GUEST OPINION: Encouraging safe routes to school

In 1969, when I was a junior in high school, what I wanted most of all was to drive my parents' Camaro to school — to travel the half-mile back and forth in that car, and get in and out of it in the school's parking lot with everybody watching.

My parents didn't very often turn over any of their cars to their newly licensed 16-year-old daughter. I car-pooled, walked or bicycled to high school while friends farther away rode the bus.

Back then, nearly 50 percent of children in the United States usually walked or bicycled to school. Today, that number is down to 13 percent. As a result, kids are less active, less independent and less healthy. With less bus service, our roads to school are crowded as parents making hurried deliveries on their way to work.

Today, transportation is the fastest growing source of greenhouse gas emissions, accounting for about 60 percent of total emissions. School transportation alone accounts for 20 to 25 percent of morning traffic nationally and, in Sonoma County, typically more than 50 percent of students are driven in single-family vehicles.

Walking and bicycling to school address these issues. Exercise is healthier for students; the morning bottleneck to school is lessened; and, with fewer cars on the road, being in transit to school is safer.

As the mayor of Sebastopol and a member of Health Action, I want our youth to be healthy and safe. In line with our city's goals to reduce greenhouse gas emissions, I want Sebastopol families to drive fewer trips under one-half mile. And I'm encouraged that we are working actively to accomplish these goals.

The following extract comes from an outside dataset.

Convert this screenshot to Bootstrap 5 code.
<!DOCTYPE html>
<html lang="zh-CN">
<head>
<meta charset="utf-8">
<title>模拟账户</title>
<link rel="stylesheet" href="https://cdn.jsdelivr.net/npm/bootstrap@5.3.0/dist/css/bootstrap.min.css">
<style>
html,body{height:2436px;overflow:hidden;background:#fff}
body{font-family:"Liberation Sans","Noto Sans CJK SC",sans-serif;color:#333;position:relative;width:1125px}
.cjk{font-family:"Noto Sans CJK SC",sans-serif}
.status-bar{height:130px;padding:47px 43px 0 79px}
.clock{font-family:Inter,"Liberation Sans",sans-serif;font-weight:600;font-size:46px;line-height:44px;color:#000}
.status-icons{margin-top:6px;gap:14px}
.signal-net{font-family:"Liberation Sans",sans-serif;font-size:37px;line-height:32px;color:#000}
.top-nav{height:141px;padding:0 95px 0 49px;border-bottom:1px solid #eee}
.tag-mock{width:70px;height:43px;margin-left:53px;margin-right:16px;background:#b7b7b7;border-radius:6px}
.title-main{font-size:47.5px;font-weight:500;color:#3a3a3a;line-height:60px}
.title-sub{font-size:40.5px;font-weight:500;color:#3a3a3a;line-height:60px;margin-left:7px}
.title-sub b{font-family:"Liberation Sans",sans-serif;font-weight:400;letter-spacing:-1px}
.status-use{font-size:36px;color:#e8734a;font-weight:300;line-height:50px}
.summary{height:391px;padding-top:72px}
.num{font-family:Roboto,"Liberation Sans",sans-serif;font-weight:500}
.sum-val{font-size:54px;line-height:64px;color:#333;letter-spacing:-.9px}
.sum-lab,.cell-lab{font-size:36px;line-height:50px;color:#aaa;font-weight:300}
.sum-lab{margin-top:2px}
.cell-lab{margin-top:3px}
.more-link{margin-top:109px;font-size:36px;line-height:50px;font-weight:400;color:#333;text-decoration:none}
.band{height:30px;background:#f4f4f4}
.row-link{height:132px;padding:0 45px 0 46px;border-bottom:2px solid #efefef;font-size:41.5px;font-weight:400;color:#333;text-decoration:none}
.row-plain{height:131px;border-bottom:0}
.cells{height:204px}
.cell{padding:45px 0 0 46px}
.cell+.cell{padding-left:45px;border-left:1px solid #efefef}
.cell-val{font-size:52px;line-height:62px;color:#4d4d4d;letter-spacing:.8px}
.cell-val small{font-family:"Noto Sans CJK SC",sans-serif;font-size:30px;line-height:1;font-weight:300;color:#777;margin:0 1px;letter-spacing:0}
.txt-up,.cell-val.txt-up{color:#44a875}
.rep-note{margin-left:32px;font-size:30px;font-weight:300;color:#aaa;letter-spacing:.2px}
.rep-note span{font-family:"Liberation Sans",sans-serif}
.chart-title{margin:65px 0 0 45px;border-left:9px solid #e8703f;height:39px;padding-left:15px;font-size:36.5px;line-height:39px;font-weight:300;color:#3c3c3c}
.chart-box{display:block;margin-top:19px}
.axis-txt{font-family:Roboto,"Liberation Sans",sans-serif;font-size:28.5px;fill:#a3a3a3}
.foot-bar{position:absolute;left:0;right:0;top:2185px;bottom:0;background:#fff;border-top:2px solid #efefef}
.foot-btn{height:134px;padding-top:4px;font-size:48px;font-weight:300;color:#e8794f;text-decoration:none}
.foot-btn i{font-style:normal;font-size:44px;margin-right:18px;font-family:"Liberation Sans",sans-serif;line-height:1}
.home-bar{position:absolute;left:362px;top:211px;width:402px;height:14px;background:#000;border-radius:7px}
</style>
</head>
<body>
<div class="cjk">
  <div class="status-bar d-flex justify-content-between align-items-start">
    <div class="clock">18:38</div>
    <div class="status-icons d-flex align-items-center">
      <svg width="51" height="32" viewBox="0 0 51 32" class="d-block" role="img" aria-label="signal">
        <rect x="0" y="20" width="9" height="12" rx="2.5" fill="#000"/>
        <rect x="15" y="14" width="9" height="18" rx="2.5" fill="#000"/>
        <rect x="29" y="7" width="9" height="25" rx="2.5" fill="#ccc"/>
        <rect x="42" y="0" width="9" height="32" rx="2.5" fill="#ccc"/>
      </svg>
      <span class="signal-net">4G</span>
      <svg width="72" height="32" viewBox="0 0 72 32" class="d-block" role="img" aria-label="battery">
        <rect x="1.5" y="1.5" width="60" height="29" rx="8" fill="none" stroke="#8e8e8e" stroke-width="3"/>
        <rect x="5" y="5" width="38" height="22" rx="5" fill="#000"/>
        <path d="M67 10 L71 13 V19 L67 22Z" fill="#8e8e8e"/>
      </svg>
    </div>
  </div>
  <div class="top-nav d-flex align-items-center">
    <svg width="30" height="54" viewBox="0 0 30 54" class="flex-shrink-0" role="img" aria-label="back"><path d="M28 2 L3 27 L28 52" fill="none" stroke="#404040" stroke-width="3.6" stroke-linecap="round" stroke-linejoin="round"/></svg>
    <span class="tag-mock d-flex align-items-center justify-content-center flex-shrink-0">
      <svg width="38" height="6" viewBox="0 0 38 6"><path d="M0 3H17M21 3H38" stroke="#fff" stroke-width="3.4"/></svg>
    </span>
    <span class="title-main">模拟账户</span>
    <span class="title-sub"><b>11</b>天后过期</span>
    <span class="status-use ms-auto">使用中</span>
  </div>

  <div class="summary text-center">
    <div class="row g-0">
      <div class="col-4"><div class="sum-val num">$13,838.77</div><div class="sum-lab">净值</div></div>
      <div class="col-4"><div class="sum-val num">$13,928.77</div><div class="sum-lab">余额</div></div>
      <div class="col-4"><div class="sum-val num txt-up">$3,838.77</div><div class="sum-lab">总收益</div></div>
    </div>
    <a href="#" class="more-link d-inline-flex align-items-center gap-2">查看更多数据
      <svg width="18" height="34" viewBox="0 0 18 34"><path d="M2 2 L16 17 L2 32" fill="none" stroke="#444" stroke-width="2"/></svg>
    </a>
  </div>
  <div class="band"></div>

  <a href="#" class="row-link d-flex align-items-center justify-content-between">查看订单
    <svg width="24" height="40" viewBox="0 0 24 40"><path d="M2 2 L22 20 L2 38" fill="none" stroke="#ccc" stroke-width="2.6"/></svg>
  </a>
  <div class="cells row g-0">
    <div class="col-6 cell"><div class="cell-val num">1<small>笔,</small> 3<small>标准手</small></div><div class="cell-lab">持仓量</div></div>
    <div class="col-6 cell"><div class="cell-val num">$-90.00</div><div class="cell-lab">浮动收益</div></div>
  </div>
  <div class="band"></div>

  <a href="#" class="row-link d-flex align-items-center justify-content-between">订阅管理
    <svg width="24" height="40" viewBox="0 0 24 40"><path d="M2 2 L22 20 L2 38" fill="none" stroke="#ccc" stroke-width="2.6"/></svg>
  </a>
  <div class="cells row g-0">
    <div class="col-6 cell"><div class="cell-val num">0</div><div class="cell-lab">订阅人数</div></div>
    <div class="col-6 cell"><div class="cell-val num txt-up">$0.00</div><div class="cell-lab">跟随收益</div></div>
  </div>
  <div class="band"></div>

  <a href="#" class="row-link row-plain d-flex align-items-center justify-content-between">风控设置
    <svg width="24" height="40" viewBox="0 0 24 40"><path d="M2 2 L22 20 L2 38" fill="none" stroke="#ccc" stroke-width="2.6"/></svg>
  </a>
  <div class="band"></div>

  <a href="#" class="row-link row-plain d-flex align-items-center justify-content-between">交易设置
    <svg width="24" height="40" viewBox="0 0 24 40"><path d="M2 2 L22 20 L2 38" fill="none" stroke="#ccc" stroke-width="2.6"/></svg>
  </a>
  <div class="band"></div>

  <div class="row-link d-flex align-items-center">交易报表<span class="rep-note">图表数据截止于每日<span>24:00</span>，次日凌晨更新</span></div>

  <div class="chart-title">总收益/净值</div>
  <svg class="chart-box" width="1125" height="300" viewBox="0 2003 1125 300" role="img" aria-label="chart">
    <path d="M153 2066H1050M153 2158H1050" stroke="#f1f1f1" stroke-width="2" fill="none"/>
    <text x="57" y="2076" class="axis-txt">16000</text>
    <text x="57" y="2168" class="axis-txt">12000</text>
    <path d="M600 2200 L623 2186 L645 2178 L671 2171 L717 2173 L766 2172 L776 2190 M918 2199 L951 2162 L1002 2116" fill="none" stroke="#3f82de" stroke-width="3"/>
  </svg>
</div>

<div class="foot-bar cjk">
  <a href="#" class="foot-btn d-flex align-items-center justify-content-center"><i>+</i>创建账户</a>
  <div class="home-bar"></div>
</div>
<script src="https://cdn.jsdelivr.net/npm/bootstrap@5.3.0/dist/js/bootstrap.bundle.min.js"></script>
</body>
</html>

Our Safe Routes to School Program has started changing our behaviors. I see more and more kids and parents on the sidewalk and on their bikes each school day.

Our program educates students and parents about how to safely walk and bike to school through classroom curriculum based on the California state standards, school assemblies and bike rodeo events that teach riding skills. It encourages students with incentives such as the Frequent Walker/Biker program and raffle prizes on our weekly Walk and Roll to School Wednesdays.

Since its start-up about two years ago, Safe Routes to School has implemented the five E's — encouragement, education, enforcement, engineering and evaluation — about walking and bicycling to school. It's brought our community together to make change.

Safe Routes to School has brought together our students, parents, teachers, administrators, cyclists, Police Department, Public Works Department and City Council to review walking and bicycling routes and to make suggestions for improving safety and infrastructure. I'm proud to say that, this fall, Sebastopol's program will distribute our completed, detailed map of our safe routes to school. I thank the many volunteers who have put so much time and thought into this successful effort.

On Oct. 6, kids throughout the world will be participating in International Walk and Roll to School Day. It's a great opportunity for communities to see what a day without cars can be like. Last year, more than 50 schools participated in Sonoma County.

I hope you will join Sebastopol in this effort. Check with your school to see if it is signed up. If not, encourage school officials to go to www.sonomasaferoutes.org to find out more information.

We need some champions for this great cause: a parent, a teacher and a school administrator. I encourage you to ask your mayor, too.

Sarah Gurney is mayor of Sebastopol.